中でも水前寺というキャラクタは有名で、この男、科学的な考えを推し進める人間でありながらもオカルトマニアでUFOや超能力を一心不乱に研究しUFOが基地にいるときけばあらゆる手段を用いて潜入捜査しそして少なからず真実へと辿り着く、滅茶苦茶な行動力を持ったやからなのだった。単なる「頭のいい」記憶力が優れているとか、科学的な思考力が強い、といったキャラクタにとどまらない。
むしろ理屈で割りきっていった先に理屈で割り切れない部分、こぼれ落ちた部分にオカルトという要素があり、そこから見えてくる真実があるのだ、という視点に立った造詣だったのが「たんに頭がいい」だけでなく「イカれた天才」としての描写に箔をつけている。秋山瑞人は理屈だてて凄い人間を書くのがE.Gコンバットの頃から以上にうまかったのだが……本作ではそれがまさに開花している。何よりいいのは、彼が誰よりも楽しそうに、自分の思考を嬉々として実行するところだった。
水前寺の、楽しそうな、それはそれは楽しそうな笑顔。
彼が自身の目標に邁進しそのためならあらゆる手段を選ばず、巨大な組織だろうがひるまず、くだらないことに全身全霊をかけ、自分の命が危険にさらされようとも突き進んでいく、しかもそれでいて悲壮感などまるで感じさせずに、最高に楽しそうなその様は、本作のメインプロットにはたいして重要ではないのかもしれないが、本作を本当に楽しい物にしている大きな一因だった。
秋山瑞人のリアリティ
リアリティとは結局のところその人その人が持っている「世界認識」のことである。揺るぎなき世界観として「弓の打ち方」を持っている人は弓の打ち方がてんでなっていないイラストをみて「あれれ」と思うし、弓の打ち方など知らない人間はそれをみて自分自身の世界観は揺るがないから、なんとも思わない。僕は作家が作品を変えても唯一継続されていくものはこの「世界認識」だと思っている。

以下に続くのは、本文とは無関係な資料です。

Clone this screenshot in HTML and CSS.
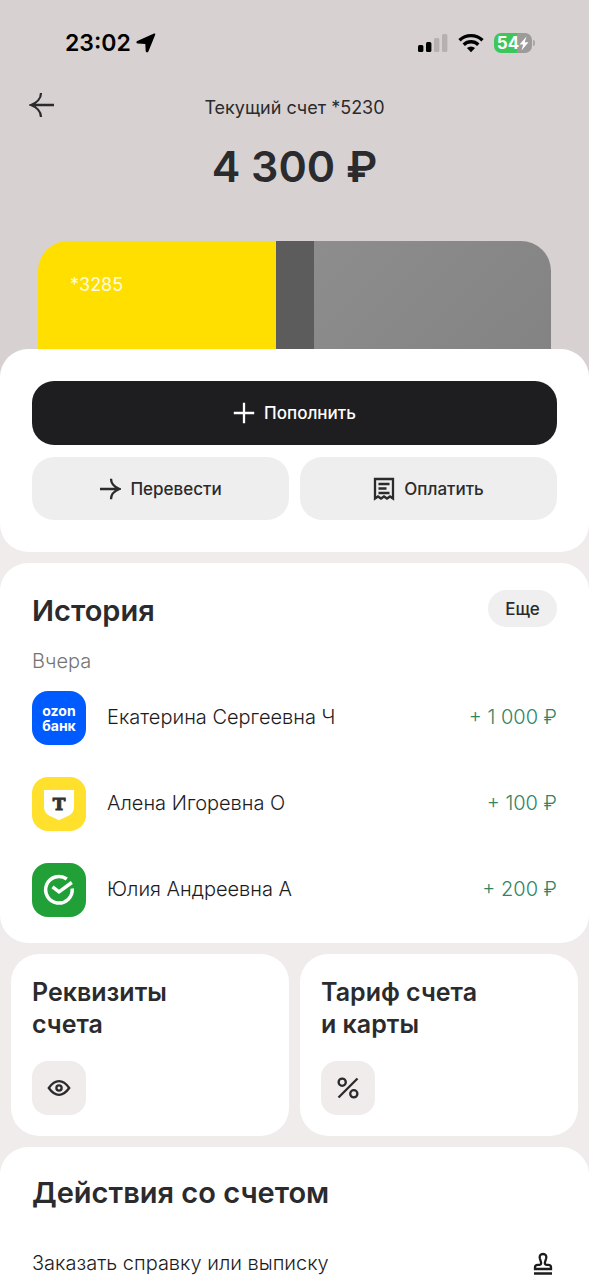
FILE: index.html
```html
<!DOCTYPE html>
<html lang="ru">
<head>
<meta charset="utf-8">
<meta name="viewport" content="width=device-width, initial-scale=1">
<title>Текущий счет</title>
<link rel="stylesheet" href="styles.css">
</head>
<body>
<header class="hero">
  <div class="status">
    <div class="status-time">
      <span>23:02</span>
      <svg width="20" height="20" viewBox="0 0 20 20" aria-hidden="true"><path d="M19.200 1.700 12.400 18.600c-.5 1.200-2.600 1-2.700-.5L9.300 11 1.700 10.600C.2 10.500 0 8.600 1.300 8.100L18 .6c.9-.3 1.500.2 1.200 1.100z"/></svg>
    </div>
    <div class="status-icons">
      <svg width="30" height="20" viewBox="0 0 30 20" aria-hidden="true"><rect x="0" y="12" width="5.400" height="7" rx="1.500"/><rect x="8" y="9" width="5.400" height="10" rx="1.500"/><g fill="#b5b1b1"><rect x="16" y="5" width="5.400" height="14" rx="1.500"/><rect x="24" y="1" width="5.400" height="18" rx="1.500"/></g></svg>
      <svg width="26" height="20" viewBox="0 0 26 20" aria-hidden="true"><g fill="none" stroke="#000" stroke-width="3.300"><path d="M1.500 7.300a16.500 16.500 0 0 1 23 0"/><path d="M5.700 11.700a10.500 10.500 0 0 1 14.600 0"/></g><path d="M13 19.200 8.900 15a6 6 0 0 1 8.200 0z"/></svg>
      <div class="battery">
        <span class="battery-body">54<svg width="10" height="15" viewBox="0 0 10 15" aria-hidden="true"><path fill="#fff" d="M7.500.5.500 8.500h3.700L2.500 14.500l7-8.200H5.700z"/></svg></span>
        <span class="battery-tip"></span>
      </div>
    </div>
  </div>
  <div class="topbar">
    <button class="back" type="button" aria-label="Назад">
      <svg width="26" height="26" viewBox="0 0 26 26" aria-hidden="true"><path d="M25 13H2M12 1C12 6.500 7.500 11 2 13 7.500 15 12 19.500 12 25"/></svg>
    </button>
    <p class="account">Текущий счет *5230</p>
  </div>
  <h1 class="balance">4 300 ₽</h1>
  <div class="bank-card"><span class="bank-card-number">*3285</span><span class="bank-card-stripe"></span><span class="bank-card-rest"></span></div>
</header>
<main class="content">
  <section class="sheet actions">
    <button class="btn btn-primary" type="button">
      <svg width="22" height="22" viewBox="0 0 22 22" aria-hidden="true"><path d="M11 .8v20.400M.8 11h20.400"/></svg>Пополнить
    </button>
    <div class="btn-row">
      <button class="btn" type="button">
        <svg width="22" height="22" viewBox="0 0 22 22" aria-hidden="true"><path d="M1 11h19M12 .8C12 5.500 16 9.300 20.500 11 16 12.700 12 16.500 12 21.200"/></svg>Перевести
      </button>
      <button class="btn" type="button">
        <svg width="22" height="24" viewBox="0 0 22 24" aria-hidden="true"><path d="M2 21.500V2h18v19.500l-3-2-3 2-3-2-3 2-3-2zM5.500 7h11M5.500 11.500h8M5.500 16h11"/></svg>Оплатить
      </button>
    </div>
  </section>

  <section class="sheet history">
    <div class="history-head">
      <h2 class="title">История</h2>
      <button class="more" type="button">Еще</button>
    </div>
    <p class="day">Вчера</p>
    <ul class="operations">
      <li class="operation">
        <span class="logo logo-ozon"><span>ozon</span><span>банк</span></span>
        <span class="name">Екатерина Сергеевна Ч</span>
        <span class="amount">+ 1 000 ₽</span>
      </li>
      <li class="operation">
        <span class="logo logo-t"><svg width="54" height="54" viewBox="0 0 54 54" aria-hidden="true"><path fill="#fff" d="M12 13h30v16c0 5-1.500 7.500-5.500 9.800L27 43.300l-9.500-4.500C13.500 36.500 12 34 12 29z"/><text class="logo-letter" x="27" y="33" text-anchor="middle">T</text></svg></span>
        <span class="name">Алена Игоревна О</span>
        <span class="amount">+ 100 ₽</span>
      </li>
      <li class="operation">
        <span class="logo logo-sber"><svg width="54" height="54" viewBox="0 0 54 54" aria-hidden="true"><g fill="none" stroke="#fff" stroke-width="3.500"><path d="M34.800 16A13.300 13.300 0 1 0 40.200 25.500"/><path d="M20.500 23.800l6.500 5L39.800 19.500"/></g></svg></span>
        <span class="name">Юлия Андреевна А</span>
        <span class="amount">+ 200 ₽</span>
      </li>
    </ul>
  </section>

  <div class="tiles">
    <a class="tile" href="#details">
      <h3 class="tile-title">Реквизиты<br>счета</h3>
      <span class="tile-icon"><svg width="24" height="24" viewBox="0 0 24 24" aria-hidden="true"><path d="M1.800 12C5 7.500 8 5.200 12 5.200S19 7.500 22.200 12C19 16.500 16 18.800 12 18.800S5 16.500 1.800 12z"/><circle cx="12" cy="12" r="2.600"/></svg></span>
    </a>
    <a class="tile" href="#tariff">
      <h3 class="tile-title">Тариф счета<br>и карты</h3>
      <span class="tile-icon"><svg width="24" height="24" viewBox="0 0 24 24" aria-hidden="true"><path d="M21.500 2.500 2.500 21.500"/><circle cx="6.200" cy="6.200" r="3.600"/><circle cx="17.800" cy="17.800" r="3.600"/></svg></span>
    </a>
  </div>

  <section class="sheet account-actions">
    <h2 class="title">Действия со счетом</h2>
    <a class="action" href="#statement">
      <span>Заказать справку или выписку</span>
      <svg width="26" height="24" viewBox="0 0 26 24" aria-hidden="true"><path d="M4 18v-1.700c0-1.800 1-2.500 2.800-2.500h1.700c1.600 0 1.800-1 1.500-2.500L8.900 7.500C8.200 4.500 9.500 3 12 3s3.800 1.500 3.100 4.500L14 11.300c-.3 1.500-.1 2.500 1.500 2.500h1.700c1.800 0 2.800.7 2.800 2.500V18zM3 22.500h18"/></svg>
    </a>
  </section>
</main>
</body>
</html>
```
FILE: styles.css
```css
* {
  box-sizing: border-box;
}

body {
  margin: 0;
  min-height: 100vh;
  background: #efeceb;
  color: #2b2b2d;
  font-family: Inter, "Noto Sans", sans-serif;
  font-size: 20px;
  line-height: 24px;
}

h1, h2, h3, p, ul {
  margin: 0;
  padding: 0;
}

button {
  border: 0;
  padding: 0;
  color: inherit;
  font: inherit;
  cursor: pointer;
}

a {
  color: inherit;
  text-decoration: none;
}

svg {
  display: block;
  flex: none;
}

.hero {
  padding-top: 29px;
  background: #d7d2d1;
}

.status {
  display: flex;
  justify-content: space-between;
  align-items: center;
  padding: 0 54px 0 65px;
  color: #000;
}

.status-time {
  display: flex;
  align-items: center;
  gap: 5px;
  font-size: 23px;
  font-weight: 600;
  line-height: 28px;
}

.status-icons {
  display: flex;
  align-items: center;
  gap: 10px;
}

.battery {
  display: flex;
  align-items: center;
  gap: 1px;
}

.battery-body {
  display: flex;
  align-items: center;
  justify-content: center;
  width: 38px;
  height: 20px;
  border-radius: 7px;
  background: linear-gradient(90deg, #3ec65d 60%, #9d9a9a 60%);
  color: #fff;
  font-size: 17px;
  font-weight: 700;
  line-height: 20px;
}

.battery-tip {
  width: 2px;
  height: 6px;
  border-radius: 0 2px 2px 0;
  background: #aaa6a6;
}

.topbar {
  display: grid;
  grid-template-columns: 26px 1fr 26px;
  align-items: center;
  padding: 32px 29px 0;
}

.back {
  height: 30px;
  background: none;
}

.back path,
.btn path,
.tile-icon path,
.tile-icon circle,
.action path {
  fill: none;
  stroke: currentColor;
  stroke-width: 2.3;
}

.account {
  padding-top: 7px;
  text-align: center;
  font-size: 18px;
}

.balance {
  margin-top: 18px;
  text-align: center;
  font-size: 43px;
  font-weight: 600;
  line-height: 56px;
}

.bank-card {
  display: grid;
  grid-template-columns: 238fr 38fr 237fr;
  height: 144px;
  margin: 47px 38px 0;
  overflow: hidden;
  border-radius: 30px 30px 0 0;
}

.bank-card-number {
  padding: 32px;
  background: #fedf00;
  color: #fffbe0;
  font-size: 18px;
}

.bank-card-stripe {
  background: #5c5c5c;
}

.bank-card-rest {
  background: linear-gradient(135deg, #8d8d8d, #828282);
}

.content {
  display: flex;
  flex-direction: column;
  gap: 11px;
  margin-top: -36px;
}

.sheet {
  border-radius: 28px;
  background: #fff;
}

.actions {
  display: grid;
  gap: 12px;
  padding: 32px;
}

.btn-row {
  display: grid;
  grid-template-columns: 1fr 1fr;
  gap: 11px;
}

.btn {
  display: flex;
  align-items: center;
  justify-content: center;
  gap: 9px;
  height: 63px;
  border-radius: 22px;
  background: #eeeeee;
  font-size: 17px;
  font-weight: 500;
}

.btn-primary {
  height: 64px;
  background: #1e1e20;
  color: #fff;
}

.history {
  padding: 27px 32px 26px;
}

.history-head {
  display: flex;
  align-items: flex-start;
  justify-content: space-between;
}

.title {
  padding-top: 1px;
  font-size: 29px;
  font-weight: 600;
  line-height: 40px;
}

.more {
  width: 69px;
  height: 37px;
  border-radius: 19px;
  background: #efefef;
  font-size: 17px;
  font-weight: 500;
}

.day {
  margin-top: 18px;
  color: #757575;
  font-weight: 300;
}

.operations {
  display: grid;
  gap: 32px;
  margin-top: 18px;
  list-style: none;
}

.operation {
  display: flex;
  align-items: center;
}

.logo {
  display: flex;
  flex-direction: column;
  align-items: center;
  justify-content: center;
  width: 54px;
  height: 54px;
  border-radius: 16px;
}

.logo-ozon {
  background: #005bff;
  color: #fff;
  font-size: 14px;
  font-weight: 700;
  line-height: 15px;
}

.logo-t {
  background: #fee02d;
}

.logo-letter {
  fill: #333;
  stroke: #333;
  stroke-width: 1;
  font-family: "DejaVu Serif", serif;
  font-size: 17px;
  font-weight: 700;
}

.logo-sber {
  background: #21a038;
}

.name {
  flex: 1;
  padding: 0 0 2px 21px;
  color: #1c1c1e;
  font-weight: 300;
}

.amount {
  padding-bottom: 2px;
  color: #2f8565;
  font-weight: 300;
}

.tiles {
  display: grid;
  grid-template-columns: 1fr 1fr;
  gap: 11px;
  padding: 0 11px;
}

.tile {
  padding: 22px 21px 21px;
  border-radius: 28px;
  background: #fff;
}

.tile-title {
  font-size: 25px;
  font-weight: 600;
  line-height: 32px;
}

.tile-icon {
  display: flex;
  align-items: center;
  justify-content: center;
  width: 54px;
  height: 54px;
  margin-top: 21px;
  border-radius: 16px;
  background: #efeceb;
}

.account-actions {
  padding: 25px 32px 5px;
  border-radius: 28px 28px 0 0;
}

.action {
  display: flex;
  align-items: center;
  justify-content: space-between;
  margin-top: 38px;
  color: #1c1c1e;
  font-weight: 300;
}
```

秋山瑞人が書いていく人間が、能力の多寡に関わらず常に何らかの葛藤を抱えていることも、妹が兄離れをしていく(当たり前のことだが)ことも、世の中には善人ばかりではないのだということも、当たり前の日常なんてものがいかにあっけなく崩壊してしまうのかということも、すべては秋山瑞人の「世界認識」からくるものだ。それは時につらい現実を突きつけてくることになる。
中学生が乗り越えるには思い現実だ。宇宙戦争をやっているE.G.コンバット、もとより殺し合い上等の世界である猫の地球儀、そもそも人類がほぼ絶滅しかけている状況を書いた鉄コミュニケーションとどれもハードすぎる世界観で人が死んだり残酷な目にあうのは半ば織り込み済みだともいえる。そうした認識をただの中学生男子に適用させるのだから──まあひどいことになるよね。
オススメ
もし読んだことがなければ、文句なしにオススメしよう。もう十年以上も前の作品になる。パソコンもそれほど一般的ではないし、そういった意味では時代は古い作品だ。でもそこに書かれている青臭い思いだとか、わりきれない微妙な心情だとか、そして何より男の子が「一人前の男」へと進化をとげる過程が、四巻を使ってそれはもう丁寧に書き込まれていく。浅羽が自分の血を流し、命を賭け、世界を滅ぼす覚悟を決める全四巻の結実ともいえる場面は、涙なしには読めないはずだ。
そして何より秋山瑞人という異才に触れることができたなら──それだけで本読みにとってみれば、これ以上ない幸福な出会いだと、そういえる。